I preached this sermon “Bursting with Jesus” at Church of the Cross, Hoffman Estates on March 2, 2014, one month after their pastor Jule N. departed. I had coached her for the previous year in my role as “Proactive Transformation Coordinator” of the Presbytery of Chicago. Our associate presbyter Jan Edmiston asked me to preach to help prepare the way for their interim. It was the first time I had received a standing ovation for a sermon–really the Holy Spirit got the ovation, inspiring the church for the next step in moving forward into God’s good future.
To see and hear a video of this sermon in its entirety go to: https://vimeo.com/87410448
We began by taking a look at a snapshot of one day in Jesus’ life: Matthew 9:14-17: “Then the disciples of John came to him, saying, “Why do we and the Pharisees fast often, but your disciples do not fast?” 15 And Jesus said to them, “The wedding guests cannot mourn as long as the bridegroom is with them, can they? The days will come when the bridegroom is taken away from them, and then they will fast. 16 No one sews a piece of unshrunk cloth on an old cloak, for the patch pulls away from the cloak, and a worse tear is made. 17 Neither is new wine put into old wineskins; otherwise, the skins burst, and the wine is spilled, and the skins are destroyed; but new wine is put into fresh wineskins, and so both are preserved.”
Then we turned to current day snapshots:
“. . . I ask you, ‘Have you ever felt bursting with good news?’ Joy to the world kinda news? Like an overfilled helium balloon ready to pop?
Jesus has that effect on people. He brought good news, created quite a buzz everywhere he went, from his birth, which drew shepherds and wisemen and on. Fast forward 30 years and he drew crowds everyday of his public ministry. And that was even before the biggest news hit. Imagine that first Easter morning–the angel’s announcement to Mary of Jesus’ resurrection. It filled Mary with joy and wonder; she ran to tell everyone she met. It brought hope and a new start to Jesus’ followers. And probably fear and confusion to those who had put him to death just three days earlier.
This wasn’t the first time Jesus had impacted people this way in his public ministry. Today’s passage comes from an ordinary day in the lives of Jesus and his followers. I believe it is a good lesson to explore together. We have a window of opportunity to look at our lives anew in light of God’s word and ask, “How will we live out this year, how can this church best ‘Reach People, Grow People, and Send people for Christ’ in the places God calls us to go? . . .
A word about parables. They are stories set in ordinary life told to teach a lesson. Not a lecture, but a new reality presented in words and images. Jesus’ stories build a house for us to inhabit and from whose windows we view the world in a new way. They are difficult to understand, but once we open the front door, they continue to work in us.

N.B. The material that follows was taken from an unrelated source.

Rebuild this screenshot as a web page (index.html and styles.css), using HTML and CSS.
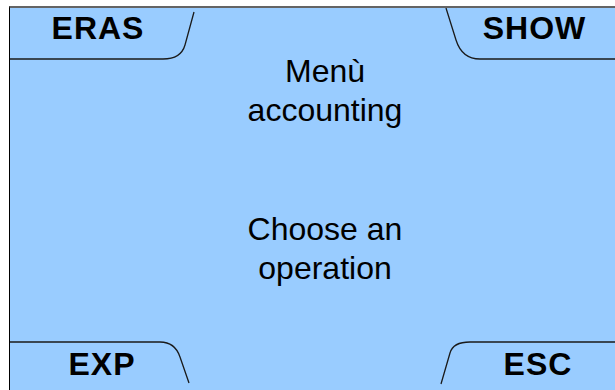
FILE: index.html
```html
<!DOCTYPE html>
<html lang="it">
<head>
  <meta charset="UTF-8" />
  <title>Menù accounting</title>
  <link rel="stylesheet" href="styles.css">
</head>
<body>
  <div class="screen">
    <!-- contorni dei tasti funzione -->
    <svg class="outline" width="630" height="382" viewBox="0 0 630 382">
      <path d="M0,51 H153 Q171,51 175,37 L184,4" />
      <path d="M436,0 L446,32 Q452,51 470,51 H630" />
      <path d="M0,334 H150 Q165,334 170,349 L179,375" />
      <path d="M630,334 H460 Q443,334 440,345 L431,376" />
    </svg>

    <div class="keys">
      <span class="key key-left">ERAS</span>
      <span class="key key-right">SHOW</span>
    </div>

    <p class="message first">Menù<br>accounting</p>
    <p class="message second">Choose an<br>operation</p>

    <div class="keys bottom">
      <span class="key key-exp">EXP</span>
      <span class="key key-esc">ESC</span>
    </div>
  </div>
</body>
</html>
```

FILE: styles.css
```css
html, body {
  margin: 0;
  background: #fff;
  overflow: hidden;
}
body {
  font-family: "Liberation Sans", Arial, sans-serif;
  color: #000;
}
.screen {
  position: relative;
  width: 630px;
  height: 382px;
  margin: 6px 0 0 9px;
  border-top: 2px solid #646464;
  border-left: 1px solid #000;
  background: #99ccff;
  display: flex;
  flex-direction: column;
}
.outline {
  position: absolute;
  left: 0;
  top: 0;
}
.outline path {
  fill: none;
  stroke: #1a1a1a;
  stroke-width: 1.3;
}
.keys {
  display: flex;
  justify-content: space-between;
  padding-top: 3px;
}
.keys.bottom {
  margin-top: auto;
  padding-top: 0;
  padding-bottom: 9px;
}
.key {
  font-size: 32px;
  font-weight: bold;
  line-height: 34px;
  letter-spacing: 1px;
  padding-left: 1px;
  text-align: center;
  box-sizing: border-box;
}
.key-left { width: 175px; }
.key-right { width: 212px; }
.key-exp { width: 183px; }
.key-esc { width: 205px; }
.message {
  margin: 0;
  font-size: 32px;
  line-height: 39px;
  text-align: center;
}
.message.first {
  margin-top: 7px;
}
.message.second {
  margin-top: 80px;
}
```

In this story, Jesus talks about new versus old. A new patch sewed on an old garment won’t work. Neither will new wine poured and stored in old wineskins. Both the patch and garment will rip and the wine as it ferments will burst the skins and spill. In both cases the situation ends up worse than when we began; both the old and the new are destroyed.
On that day, Jesus’ listeners had no idea what Jesus meant. It is only after Jesus’ death and resurrection that we can hear this story with Easter ears and say, “Oh yes, Jesus was gonna burst out alright. The religion of the day couldn’t contain him. Jesus burst out of the Pharisee’s boundaries set to protect the Law. Even the grave, the grave couldn’t hold him—Jesus burst out of the tomb alive again and ready to bring new life to the whole world.
But somehow, we who have known Jesus for a lifetime, we who are regular church attendees lose sight of all this energy and newness, the radical celebration, the joy that that bursts forth when someone meets Jesus for the first time. The way Jesus calls us to change, to be transformed in our hearts and our lives and to burst out joyfully to transform our communities. Sometimes we let church become “business as usual. Ho-hum and ordinary.” We begin to focus on the work to be done, committees and cash flow. And when we become the status quo, the guardians of tradition, Jesus’ story threatens us also with new life ready to burst forth in Him. . . .
To follow the parable, in Jesus’ story, the new wine demands a new wineskin, something entirely new. What will it take for Church of the Cross to be open and intentional about becoming new– new wineskins, filled with Jesus’ joyous, new life to overflowing so we may share it with others? Is this church seeking Jesus enough to learn what God has next for Church of the Cross?
Meet the Savior of the world, meet the Risen Lord Jesus Christ this New Year. New things happen when you get to know him. New life for each of us. New life for Church of the Cross. Bursting with Jesus.”
 Kenneth Bailey, Poet and Peasant and Through Peasant Eyes, (Combined Edition) (Grand Rapids: Eerdmans, 1983,) 280.